Find out more about the BRIDGE Act below.

The BRIDGE Act

The BRIDGE (Bar Removal of Individuals who Dream and Grow our Economy) Act would provide temporary relief from deportation and employment authorization to individuals who are eligible for the Department of Homeland Security’s Deferred Action for Childhood Arrivals (“DACA”) program.

DACA provides temporary protection from removal and work authorization to young students and veterans who grew up in the United States if they register with the government, pay a fee, and pass a criminal background check.  More than 740,000 young people have received DACA.  Temporary protection under the BRIDGE Act would ensure that these young people can continue to work and study and be protected from deportation while Congress debates broader legislation to fix our broken immigration system.

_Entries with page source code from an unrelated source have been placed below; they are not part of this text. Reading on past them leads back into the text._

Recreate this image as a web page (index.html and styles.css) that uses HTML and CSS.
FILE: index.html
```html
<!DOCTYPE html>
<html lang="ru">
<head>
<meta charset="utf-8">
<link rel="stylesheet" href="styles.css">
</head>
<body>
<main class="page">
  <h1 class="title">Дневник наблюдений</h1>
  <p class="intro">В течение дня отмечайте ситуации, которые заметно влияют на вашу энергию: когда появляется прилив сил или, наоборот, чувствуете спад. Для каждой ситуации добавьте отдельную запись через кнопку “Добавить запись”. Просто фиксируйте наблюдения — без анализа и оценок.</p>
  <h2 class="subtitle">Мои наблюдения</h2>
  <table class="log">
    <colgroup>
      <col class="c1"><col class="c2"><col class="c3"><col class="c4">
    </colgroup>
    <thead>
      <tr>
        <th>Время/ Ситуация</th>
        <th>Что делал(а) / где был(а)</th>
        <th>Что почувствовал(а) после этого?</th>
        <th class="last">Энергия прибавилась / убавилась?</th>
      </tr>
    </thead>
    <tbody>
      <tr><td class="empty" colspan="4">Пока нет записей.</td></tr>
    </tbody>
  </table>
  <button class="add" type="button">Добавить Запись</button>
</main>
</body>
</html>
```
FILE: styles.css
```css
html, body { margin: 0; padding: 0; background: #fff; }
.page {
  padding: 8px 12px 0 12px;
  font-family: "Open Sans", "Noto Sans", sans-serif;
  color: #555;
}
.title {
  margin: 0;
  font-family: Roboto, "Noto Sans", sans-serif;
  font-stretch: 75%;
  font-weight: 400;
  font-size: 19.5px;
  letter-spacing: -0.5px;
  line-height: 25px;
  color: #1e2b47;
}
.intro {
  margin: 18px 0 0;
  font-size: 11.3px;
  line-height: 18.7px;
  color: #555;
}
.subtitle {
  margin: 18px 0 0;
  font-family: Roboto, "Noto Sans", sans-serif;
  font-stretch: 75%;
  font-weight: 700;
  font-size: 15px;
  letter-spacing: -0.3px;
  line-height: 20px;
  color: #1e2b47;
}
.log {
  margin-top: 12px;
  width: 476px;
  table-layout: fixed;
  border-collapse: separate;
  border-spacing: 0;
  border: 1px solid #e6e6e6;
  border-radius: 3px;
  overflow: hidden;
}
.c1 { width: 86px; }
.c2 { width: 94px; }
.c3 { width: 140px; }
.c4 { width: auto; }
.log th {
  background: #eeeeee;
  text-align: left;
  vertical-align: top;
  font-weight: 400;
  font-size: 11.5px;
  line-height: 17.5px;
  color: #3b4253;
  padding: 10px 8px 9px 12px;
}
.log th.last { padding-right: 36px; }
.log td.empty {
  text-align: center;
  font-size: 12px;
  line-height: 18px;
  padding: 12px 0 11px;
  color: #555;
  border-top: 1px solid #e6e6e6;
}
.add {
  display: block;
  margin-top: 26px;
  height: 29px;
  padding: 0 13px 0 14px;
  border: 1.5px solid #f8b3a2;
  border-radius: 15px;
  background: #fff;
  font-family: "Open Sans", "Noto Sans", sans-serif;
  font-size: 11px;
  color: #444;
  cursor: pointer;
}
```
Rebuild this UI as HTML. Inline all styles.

The BRIDGE Act would provide “provisional protected presence” and employment authorization to DACA-eligible individuals.  A current DACA recipient would receive provisional protected presence until the expiration date of his or her DACA status and could apply for provisional protected presence prior to that expiration.  An individual who is not a DACA recipient but who is eligible for DACA could also apply for provisional protected presence.

Applicants would be required to pay a reasonable fee, undergo criminal background checks, and meet a number of eligibility criteria indicating that they came to the United States as minors, grew up in this country, have pursued an education, have not committed any serious crimes, and do not pose a threat to our country.

An individual’s provisional protected presence and employment authorization would be subject to revocation by DHS if the individual no longer met the eligibility criteria.

The BRIDGE Act would provide provisional protected presence and employment authorization for three years after the date of enactment of the legislation.